To address signal degradation, scarce labeled data, and poor generalization across multiple tasks in earthquake monitoring, this paper proposes the first cross-modal transfer learning paradigm—adapting a pretrained language model (GPT-2) to seismic waveform analysis *without* earthquake-specific pretraining. Our method introduces: (1) a learnable seismic waveform tokenization scheme that maps time-series waveforms to discrete tokens; (2) a cross-modal representation alignment and multi-task joint optimization framework; and (3) unified modeling of five core seismic tasks on the DiTing and STEAD benchmarks. Experiments demonstrate state-of-the-art performance on 36 out of 43 evaluation metrics, including 12 out of 16 few-shot metrics, with relative improvements predominantly ranging from 10% to 50%. Inference latency matches that of lightweight models.
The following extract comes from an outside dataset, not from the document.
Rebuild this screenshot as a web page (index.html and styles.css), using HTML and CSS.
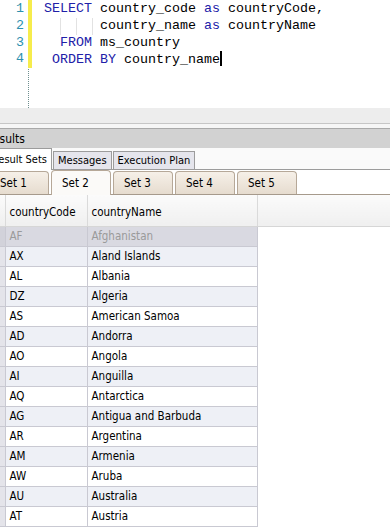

This work establishes a scalable, cross-modal foundation model paradigm for seismology.

Recent advances in deep learning have revolutionized seismic monitoring, yet developing a foundation model that performs well across multiple complex tasks remains challenging, particularly when dealing with degraded signals or data scarcity. This work presents SeisMoLLM, the first foundation model that utilizes cross-modal transfer for seismic monitoring, to unleash the power of large-scale pre-training from a large language model without requiring direct pre-training on seismic datasets. Through elaborate waveform tokenization and fine-tuning of pre-trained GPT-2 model, SeisMoLLM achieves state-of-the-art performance on the DiTing and STEAD datasets across five critical tasks: back-azimuth estimation, epicentral distance estimation, magnitude estimation, phase picking, and first-motion polarity classification. It attains 36 best results out of 43 task metrics and 12 top scores out of 16 few-shot generalization metrics, with many relative improvements ranging from 10% to 50%. In addition to its superior performance, SeisMoLLM maintains efficiency comparable to or even better than lightweight models in both training and inference. These findings establish SeisMoLLM as a promising foundation model for practical seismic monitoring and highlight cross-modal transfer as an exciting new direction for earthquake studies, showcasing the potential of advanced deep learning techniques to propel seismology research forward.